Menurut Andono, target jangka pendek untuk penurunan polusi udara tak memungkinkan karena banyaknya faktor yang menyumbang. ”Target untuk polusi udara tak bisa jangka pendek, karena berbagai sisi diperlukan,” katanya.
Koordinator Komite Penghapusan Bensin Bertimbal Ahmad Safrudin mengatakan, saat ini Airvisual.com kurang dipercaya oleh pemerintah daerah karena situs ini dijalankan oleh perusahaan dan tidak ada upaya dari Airvisual.com untuk melakukan uji publik terlebih dulu.
Namun, dalam konteks sekarang ini, sebenarnya banyaknya SPKU sudah tak lagi relevan. Pada 2006, DKI disebutkan membutuhkan 26 SPKU yang harganya Rp 5 miliar-Rp 7 miliar per alat. Sementara kemampuan alat itu hanya mampu memantau di titik di mana alat ditempatkan.
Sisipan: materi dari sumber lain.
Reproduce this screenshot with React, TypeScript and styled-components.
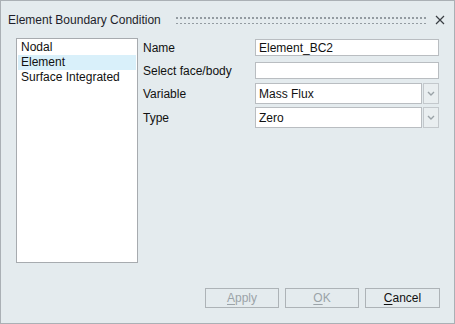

Namun, pemantauan udara ini masih sangat penting dengan metode yang jauh lebih murah dan efektif. Sekarang ini DKI baru mempunyai lima SPKU. Cara yang lebih murah dan efektif adalah menggunakan metode proyeksi satelit yang kemudian bisa divalidasi dengan SPKU yang sudah ada saja.
Safrudin juga menilai Pemerintah Provinsi DKI Jakarta seharusnya mempunyai target jangka pendek yang jelas dengan langkah yang konkret. Padahal, langkah-langkah konkret tersebut sudah terdapat dalam Peraturan Daerah Nomor 2 Tahun 2005 tentang Pengendalian Pencemaran Udara.
Langkah konkret yang justru tak ditempuh itu, di antaranya konversi bahan bakar minyak (BBM) menjadi bahan bakar gas (BBG) untuk seluruh kendaraan pemerintah dan kendaraan umum.
Selain itu, penegakan hukum bagi kendaraan yang emisi kendaraannya melebihi baku mutu. Seharusnya Pemerintah Provinsi DKI Jakarta bisa menggandeng kepolisian untuk penegakan hukum. Padahal, dengan langkah-langkah konkret ini akan lebih mudah mencapai target penurunan polusi udara dalam jangka pendek.